For iPhone users stuck between Apple and Microsoft’s worlds, there’s good news that will help make jumping from one to the other a little easier. Microsoft has announced that it will roll out support for iMessages through the Phone Link app starting today. The update is available for Windows 11 users and allows you to send messages via your iPhone without touching the device.
Phone Link uses Bluetooth to sync up with your iOS devices, which is how it’s worked with Android smartphones thus far. But for iPhone users, it’s a little more limited at launch: you can only send and receive messages to individuals, manage notifications as they come in, and conduct phone calls. It’s less robust than the Phone Link’s capabilities with Android devices, which allow you to drag and drop photos from the camera roll. Some phones, like Samsung’s Galaxy S series, even let you employ app streaming to mirror an Android app directly on your PC.
Windows Insiders had early access to this feature beginning in February as part of a significant software rollout. But according to Microsoft, it will take until mid-May before iOS syncing is available to all Windows 11 users. I tried accessing the feature from a Surface Go with the latest Windows 11 build, but the option to link an iPhone remains greyed out. You can at least download the Phone Link app from the Apple App Store if you’re on iOS and want to prepare for the feature’s arrival.
If you’re a Windows Insider, you already have access to the new feature. Once you scan the QR code to link with your iPhone, you’ll have to dig into the iOS settings in the Bluetooth menu and enable full access to your Windows machine for notifications and phone calls to come through. Phone Link for iOS works with iOS 14, Windows 11, and the latest Phone Link software update. It is not available for iPad OS or MacOS, though. If you want access to helpful photo syncing, Microsoft suggests using the built-in iCloud integration with the Windows Photos app.
The iMessage-to-Windows pipeline has been five years in the making. Microsoft’s Joe Belfiore first hinted that it was working on this kind of integration back in 2018 in an interview with The Verge.

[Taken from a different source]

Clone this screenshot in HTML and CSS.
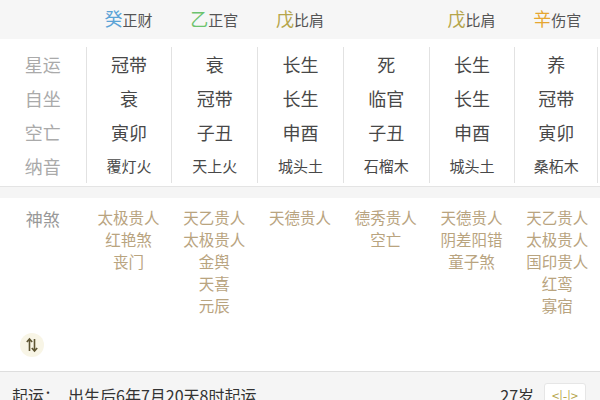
FILE: index.html
```html
<!DOCTYPE html>
<html lang="zh">
<head>
    <meta charset="UTF-8">
    <title>排盘</title>
    <link rel="stylesheet" href="styles.css">
</head>
<body>
    <div class="gods">
        <div class="col"></div>
        <div class="col"><span class="stem water">癸</span>正财</div>
        <div class="col"><span class="stem wood">乙</span>正官</div>
        <div class="col"><span class="stem earth">戊</span>比肩</div>
        <div class="col"></div>
        <div class="col"><span class="stem earth">戊</span>比肩</div>
        <div class="col"><span class="stem metal">辛</span>伤官</div>
    </div>

    <section class="table">
        <div class="column labels">
            <div class="cell">星运</div>
            <div class="cell">自坐</div>
            <div class="cell">空亡</div>
            <div class="cell small">纳音</div>
        </div>
        <div class="column">
            <div class="cell">冠带</div><div class="cell">衰</div><div class="cell">寅卯</div><div class="cell small">覆灯火</div>
        </div>
        <div class="column">
            <div class="cell">衰</div><div class="cell">冠带</div><div class="cell">子丑</div><div class="cell small">天上火</div>
        </div>
        <div class="column">
            <div class="cell">长生</div><div class="cell">长生</div><div class="cell">申酉</div><div class="cell small">城头土</div>
        </div>
        <div class="column">
            <div class="cell">死</div><div class="cell">临官</div><div class="cell">子丑</div><div class="cell small">石榴木</div>
        </div>
        <div class="column">
            <div class="cell">长生</div><div class="cell">长生</div><div class="cell">申酉</div><div class="cell small">城头土</div>
        </div>
        <div class="column last">
            <div class="cell">养</div><div class="cell">冠带</div><div class="cell">寅卯</div><div class="cell small">桑柘木</div>
        </div>
    </section>

    <section class="shensha">
        <div class="sha-grid">
            <div class="sha-label">神煞</div>
            <div class="sha-list"><span>太极贵人</span><span>红艳煞</span><span>丧门</span></div>
            <div class="sha-list"><span>天乙贵人</span><span>太极贵人</span><span>金舆</span><span>天喜</span><span>元辰</span></div>
            <div class="sha-list"><span>天德贵人</span></div>
            <div class="sha-list"><span>德秀贵人</span><span>空亡</span></div>
            <div class="sha-list"><span>天德贵人</span><span>阴差阳错</span><span>童子煞</span></div>
            <div class="sha-list"><span>天乙贵人</span><span>太极贵人</span><span>国印贵人</span><span>红鸾</span><span>寡宿</span></div>
        </div>
        <div class="toggle">
            <svg width="14" height="16" viewBox="0 0 14 16">
                <path d="M4.5 14V2M1.8 5L4.5 2L7.2 5" fill="none" stroke="#5e5533" stroke-width="1.6"/>
                <path d="M9.5 2V14M6.8 11L9.5 14L12.2 11" fill="none" stroke="#5e5533" stroke-width="1.6"/>
            </svg>
        </div>
    </section>

    <footer class="qiyun">
        <span class="qy-label">起运：</span>
        <span class="qy-text">出生后6年7月20天8时起运</span>
        <span class="age">27岁</span>
        <span class="switch">&lt;|-|&gt;</span>
    </footer>
</body>
</html>
```

FILE: styles.css
```css
body {
    margin: 0;
    width: 600px;
    height: 400px;
    overflow: hidden;
    background: #f5f5f5;
    font-family: "Noto Sans CJK SC", "Noto Sans", sans-serif;
    color: #484848;
}
.gods {
    display: grid;
    grid-template-columns: repeat(7, 1fr);
    height: 38px;
    align-items: center;
    background: #f6f6f6;
    font-size: 15px;
    color: #555;
    padding-bottom: 1px;
}
.gods .col {
    text-align: center;
    line-height: 34px;
}
.stem {
    font-size: 18px;
}
.water { color: #5ba3d6; }
.wood { color: #6cc36e; }
.earth { color: #b5a54a; }
.metal { color: #e6a630; }

.table {
    display: grid;
    grid-template-columns: repeat(7, 1fr);
    background: #fff;
    padding: 8px 0 3px;
    border-bottom: 1px solid #e4e4e4;
}
.column {
    border-left: 1px solid #e2e2e2;
}
.column.labels {
    border-left: none;
    color: #aaa;
}
.column.last {
    border-right: 1px solid #e2e2e2;
    margin-right: 2px;
}
.cell {
    height: 34px;
    line-height: 34px;
    text-align: center;
    font-size: 18px;
}
.cell.small {
    font-size: 15px;
}
.labels .cell.small {
    font-size: 18px;
}

.shensha {
    margin-top: 11px;
    background: #fff;
    height: 174px;
    padding-top: 8px;
    box-sizing: border-box;
    border-bottom: 1px solid #dedede;
}
.sha-grid {
    display: grid;
    grid-template-columns: repeat(7, 1fr);
}
.sha-label {
    text-align: center;
    font-size: 17px;
    color: #999;
    line-height: 26px;
}
.sha-list {
    display: flex;
    flex-direction: column;
    align-items: center;
    font-size: 15.5px;
    line-height: 22px;
    color: #b9a47f;
}
.toggle {
    width: 24px;
    height: 24px;
    margin: 17px 0 0 20px;
    border-radius: 50%;
    background: #f8f5e6;
    display: flex;
    align-items: center;
    justify-content: center;
}

.qiyun {
    display: flex;
    align-items: center;
    height: 28px;
    padding: 9px 12px 0;
    font-size: 16px;
    color: #333;
}
.qy-label {
    margin-right: 8px;
}
.age {
    margin-left: auto;
    margin-right: 10px;
}
.switch {
    background: #fff;
    border: 1px solid #e6e6e6;
    border-radius: 3px;
    padding: 2px 7px;
    font-size: 13px;
    color: #b5a54a;
    margin-right: 2px;
}
```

I’m looking forward to being able to manage Android and iOS devices simultaneously, as I’m currently juggling three different phone numbers between platforms. Unfortunately, Android devices remain incompatible with iMessage, even in this capacity. Although you can view Android messages via a web app on iOS through the mobile browser, similar access remains unavailable for viewing iMessages from an Android device. You also can’t send iMessages to the Android platform, where the dreaded “green bubble” moniker originated. Enticing Apple to support it has been one of Google’s major campaigns since it told Apple to “get the message” last year. Maybe Microsoft has some tips on how to entice Apple to comply.